En El retablo de Gante las piedras preciosas brillan iluminadas por una luz refractaria. Se distinguen una a una las cerdas de las crines de los caballos. Cada una de las más de cien figuras que lo componen presenta unos rasgos faciales personalizados. Los rostros de todas ellas son únicos y poseen un grado de personalización propio de retratos —sudor, arrugas, venas, fosas nasales dilatadas—. Los detalles abarcan desde lo más elegante hasta lo más prosaico. El espectador aprecia las briznas de hierba, los pliegues de una manzana devorada por unos gusanos, las verrugas de una papada. Pero también el reflejo de una luz capturada por un rubí pintado a la perfección, las aguas de un ropaje dorado, y todos y cada uno de los vellos plateados que asoman entre los rizos de una barba de tonos castaños.

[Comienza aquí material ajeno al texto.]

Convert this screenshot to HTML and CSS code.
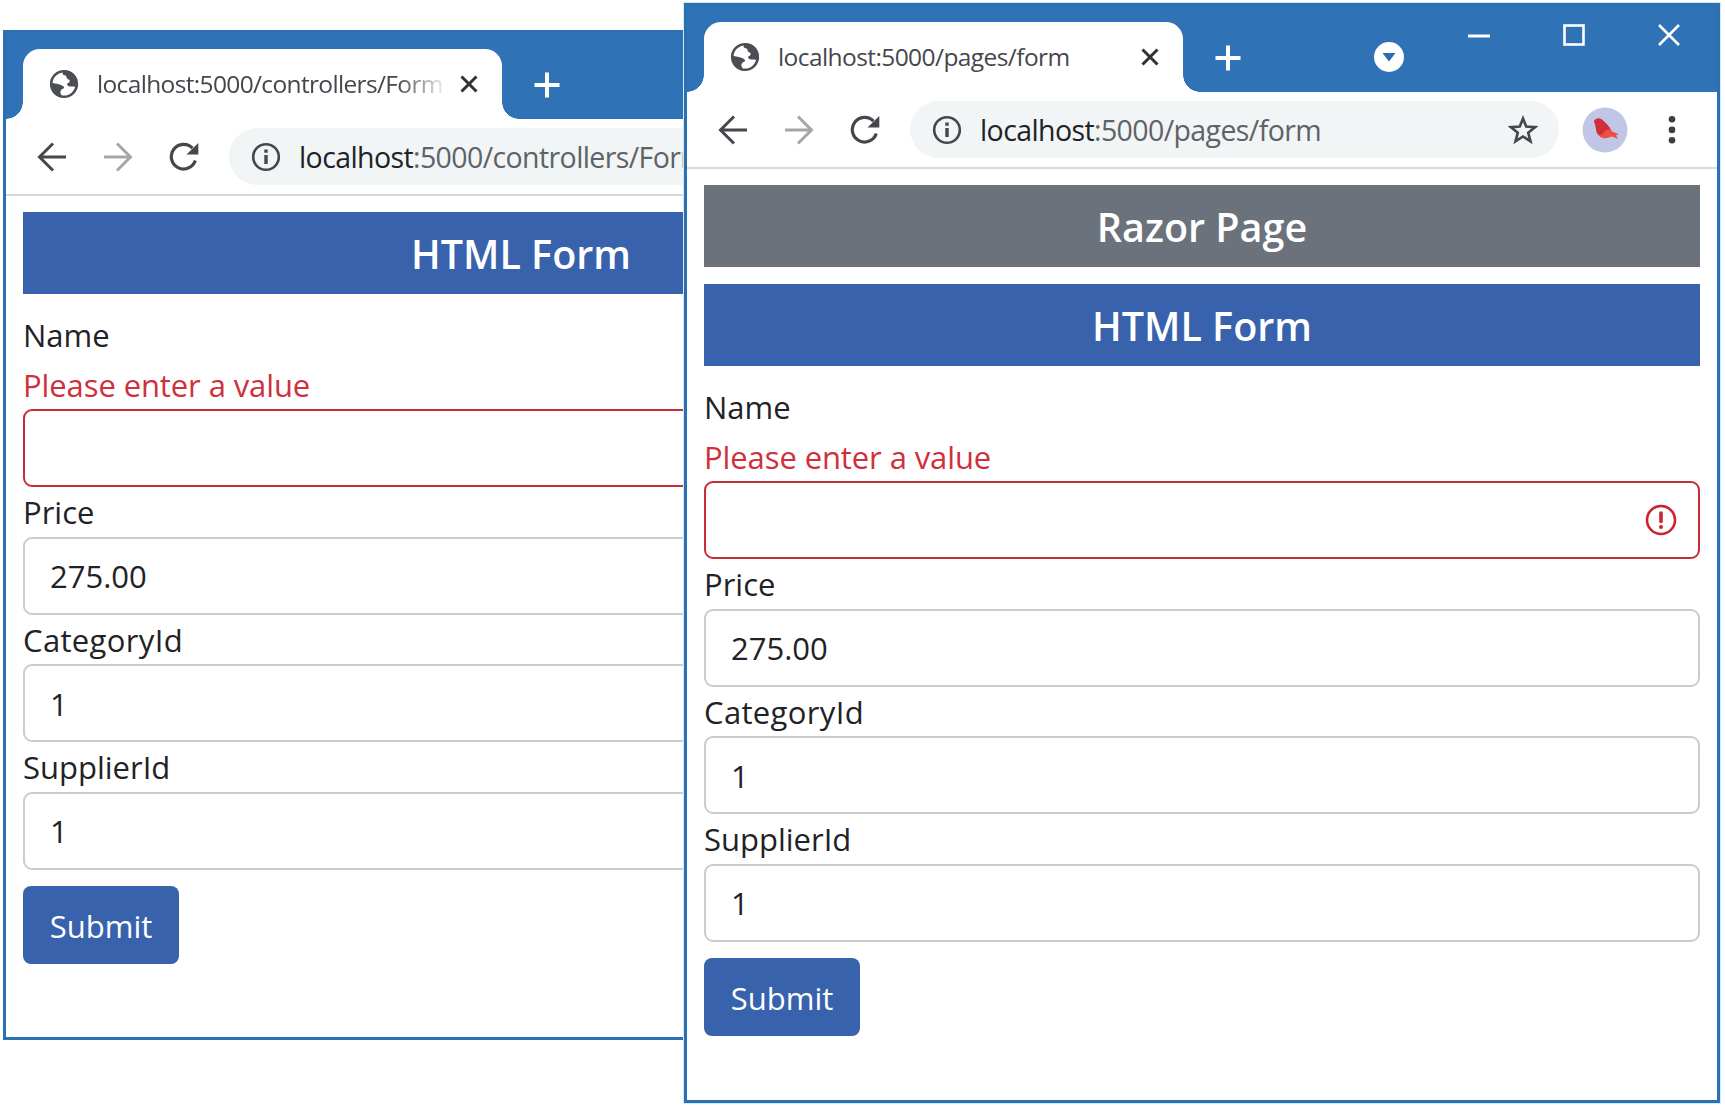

El arma secreta que hacía posible tal nivel de precisión era la pintura al óleo. Al ser translúcida, el pintor puede acumular una capa sobre otra, sin cubrir la anterior. El método preferido antes de la aparición de Van Eyck, el temple al huevo, creaba una superficie prácticamente opaca. La capa posterior cubría la anterior. El óleo, en cambio, permitía un grado mucho mayor de sutileza y, además, resultaba más fácil de controlar. Van Eyck usaba algunos pinceles tan pequeños que contenían apenas unos pocos pelos de animales en la brocha, lo que le posibilitaba alcanzar un nivel de precisión desconocido hasta la fecha. El resultado constituye todo un banquete visual, una galaxia de efectos especiales pictóricos que deslumbran, sí, pero que también logran mantener el interés durante jornadas, y que llevan al observador tanto a acercarse a la obra como a alejarse de ella para examinarla, y tanto a descifrarla como a perderse en la mera contemplación de su belleza.